Embed your documents and user queries to find semantically similar content:
import numpy as np
from openai import OpenAI

client = OpenAI(base_url="http://localhost:8090/v1", api_key="<key>")

# Embed documents
docs = ["Document 1 text", "Document 2 text", "Document 3 text"]
doc_embeddings = client.embeddings.create(
    model="text-embedding-ada-002",
    input=docs
)

# Embed query
query = "search query"
query_embedding = client.embeddings.create(
    model="text-embedding-ada-002",
    input=query
).data[0].embedding

# Calculate cosine similarity
def cosine_similarity(a, b):
    return np.dot(a, b) / (np.linalg.norm(a) * np.linalg.norm(b))

for i, doc_emb in enumerate(doc_embeddings.data):
    similarity = cosine_similarity(query_embedding, doc_emb.embedding)
    print(f"Document {i} similarity: {similarity:.4f}")

Document Clustering

from sklearn.cluster import KMeans
import numpy as np

# Get embeddings for multiple documents
documents = ["doc1", "doc2", "doc3", "doc4", "doc5"]
response = client.embeddings.create(
    model="text-embedding-ada-002",
    input=documents
)

embeddings = np.array([item.embedding for item in response.data])

# Cluster documents
kmeans = KMeans(n_clusters=2, random_state=42)
clusters = kmeans.fit_predict(embeddings)
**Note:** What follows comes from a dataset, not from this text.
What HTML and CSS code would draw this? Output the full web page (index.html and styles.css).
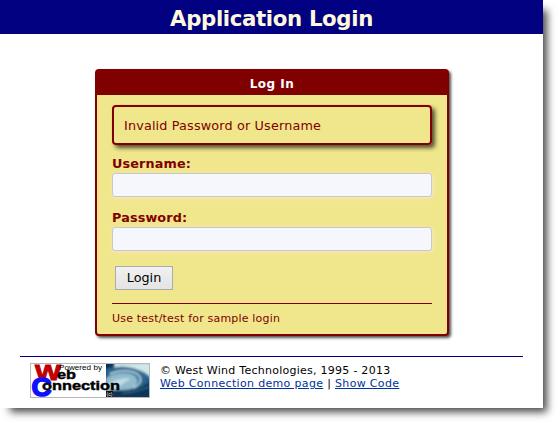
FILE: index.html
```html
<!DOCTYPE html>
<html lang="en">
<head>
<meta charset="utf-8">
<title>Application Login</title>
<link rel="stylesheet" href="styles.css">
</head>
<body>
<div class="window">
  <header class="banner"><h1>Application Login</h1></header>
  <main class="dialog">
    <h2 class="dialog-title">Log In</h2>
    <form class="dialog-body">
      <div class="error">Invalid Password or Username</div>
      <label for="user">Username:</label>
      <input class="field" id="user" type="text">
      <label for="pass">Password:</label>
      <input class="field" id="pass" type="password">
      <button class="login" type="button">Login</button>
      <div class="hint"><span>Use test/test for sample login</span></div>
    </form>
  </main>
  <footer class="footer">
    <svg class="logo" width="120" height="35" viewBox="0 0 120 35">
      <defs>
        <linearGradient id="sea" x1="0" y1="0" x2="1" y2="1">
          <stop offset="0" stop-color="#05264f"/>
          <stop offset=".5" stop-color="#397da8"/>
          <stop offset="1" stop-color="#0b3a68"/>
        </linearGradient>
        <filter id="soft"><feGaussianBlur stdDeviation=".9"/></filter>
        <clipPath id="photo"><rect x="76" y="1" width="43" height="33"/></clipPath>
      </defs>
      <rect x=".5" y=".5" width="119" height="34" fill="#fff" stroke="#b8b8b8"/>
      <g clip-path="url(#photo)">
        <rect x="76" y="1" width="43" height="33" fill="url(#sea)"/>
        <g filter="url(#soft)">
          <path d="M84 0H121V16C115 7 102 3 84 5Z" fill="#cfe6ea"/>
          <path d="M76 6C88 2 106 3 113 11C118 17 114 23 107 24C111 18 106 12 98 12C91 11 84 13 76 16Z" fill="#2b6690"/>
          <path d="M76 15C86 9 101 8 106 14C110 19 106 24 99 27L76 27Z" fill="#8fbccd"/>
          <path d="M80 11C91 6 106 7 110 14C112 19 108 23 103 25" fill="none" stroke="#c4dfe4" stroke-width="1.5"/>
          <path d="M76 22C86 16 94 14 101 16C96 18 90 23 84 27L76 29Z" fill="#c3dde3"/>
          <path d="M76 28C91 26 105 29 120 20V35H76Z" fill="#0c3459"/>
          <path d="M92 30C100 30 107 28 119 24" fill="none" stroke="#3f7ba1"/>
        </g>
        <rect x="76" y="28" width="7" height="6" fill="#111"/>
        <text class="logo-mark" x="76.5" y="33">(c)</text>
      </g>
      <text class="logo-w" x="5" y="17" textLength="26" lengthAdjust="spacingAndGlyphs">W</text>
      <text class="logo-c" x="1.5" y="32.5" textLength="20" lengthAdjust="spacingAndGlyphs">C</text>
      <text class="logo-small" x="29" y="7" textLength="43" lengthAdjust="spacingAndGlyphs">Powered by</text>
      <text class="logo-word" x="27" y="16" textLength="19" lengthAdjust="spacingAndGlyphs">eb</text>
      <text class="logo-word" x="12" y="26.5" textLength="78" lengthAdjust="spacingAndGlyphs">onnection</text>
    </svg>
    <div class="legal">
      <div class="copyright">© West Wind Technologies, 1995 - 2013</div>
      <div class="links"><a href="#">Web Connection demo page</a> | <a href="#">Show Code</a></div>
    </div>
  </footer>
</div>
</body>
</html>
```
FILE: styles.css
```css
* { box-sizing: border-box; }
body {
  min-height: 423px;
  margin: 0;
  background: #fff;
  font-family: Verdana, "DejaVu Sans", sans-serif;
}
.window {
  width: 543px;
  height: 408px;
  background: #fff;
  box-shadow: 7px 7px 8px -3px #000000b8;
}
.banner {
  height: 34px;
  background: #000080;
  color: #fff8dc;
  text-align: center;
}
.banner h1 {
  margin: 0;
  font-size: 21.3px;
  letter-spacing: -.37px;
  line-height: 37px;
}
.dialog {
  width: 354px;
  height: 267px;
  margin: 35px 0 0 95px;
  border: 2px solid #800000;
  border-radius: 4px;
  background: #f0e68c;
  color: #800000;
  box-shadow: 2px 2px 3px #000000b0;
}
.dialog-title {
  height: 24px;
  margin: 0;
  background: #800000;
  color: #fff;
  text-align: center;
  font-size: 12px;
  letter-spacing: .5px;
  line-height: 26px;
}
.dialog-body {
  display: flex;
  flex-direction: column;
  align-items: flex-start;
  padding: 10px 15px 0;
}
.error {
  width: 320px;
  height: 40px;
  margin-bottom: 9px;
  padding-left: 10px;
  border: 2px solid #800000;
  border-radius: 4px;
  box-shadow: 3px 3px 4px #000000a8;
  font-size: 12.8px;
  letter-spacing: .15px;
  line-height: 37px;
}
label {
  height: 19px;
  font-size: 12.8px;
  font-weight: bold;
  letter-spacing: .12px;
  line-height: 20px;
}
.field {
  width: 320px;
  height: 24px;
  margin: 0 0 11px;
  padding: 2px 5px;
  border: 1px solid #c8c8c8;
  border-radius: 3px;
  background: #f5f7fc;
  box-shadow: 1px 1px 4px #f5e8c8;
}
.login {
  width: 58px;
  height: 24px;
  margin: 4px 0 13px 3px;
  padding: 0;
  border: 1px solid #acacac;
  background: linear-gradient(#f0f0f0, #e4e4e4);
  color: #000;
  font: 12.8px/22px Verdana, "DejaVu Sans", sans-serif;
}
.hint {
  width: 320px;
  border-top: 1px solid #800000;
  padding-top: 7px;
  font-size: 11px;
  letter-spacing: .19px;
  line-height: 16px;
}
.footer {
  display: flex;
  gap: 10px;
  width: 503px;
  margin: 20px 0 0 20px;
  padding: 6px 0 0 10px;
  border-top: 1px solid #000080;
}
.logo { display: block; }
.legal {
  padding-top: 1px;
  font-size: 11px;
  line-height: 13px;
  letter-spacing: .26px;
  color: #000;
}
.links { letter-spacing: .33px; }
.legal a { color: #003399; }
.logo text { font-family: "Liberation Sans", Arial, sans-serif; }
.logo .logo-w { font-size: 22px; font-weight: bold; fill: #c00000; stroke: #c00000; }
.logo .logo-c { font-size: 25px; font-weight: bold; fill: #1010ff; stroke: #1010ff; stroke-width: 1.5px; }
.logo .logo-small { font-size: 7.5px; }
.logo .logo-word { font-size: 12px; font-weight: bold; stroke: #000; stroke-width: .4px; }
.logo .logo-mark { font-size: 5px; fill: #fff; }
```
for i, cluster in enumerate(clusters):
    print(f"Document {i}: Cluster {cluster}")

Error Responses

Model Not Found (404)

{
  "error": "model not found"
}

Internal Server Error (500)

{
  "error": "Unexpected internal server error occurred"
}

Supported Models

The available embedding models depend on your Spice configuration. Common models include:
  • OpenAI: text-embedding-ada-002, text-embedding-3-small, text-embedding-3-large
  • Open-source: Configure custom embedding models in your Spicepod
Check your Spice configuration for the complete list of available models.

Best Practices

  1. Batch requests: Process multiple texts in a single API call for better performance
  2. Consistent models: Use the same embedding model for queries and documents in search applications
  3. Dimension awareness: Different models produce different embedding dimensions
  4. Normalization: For similarity calculations, embeddings are typically normalized
  5. Caching: Cache embeddings for frequently used texts to reduce API calls

Token Limits

Each embedding model has a maximum token limit:
  • text-embedding-ada-002: 8,191 tokens
  • text-embedding-3-small: 8,191 tokens
  • text-embedding-3-large: 8,191 tokens
Texts exceeding the limit will be truncated or rejected depending on the model configuration.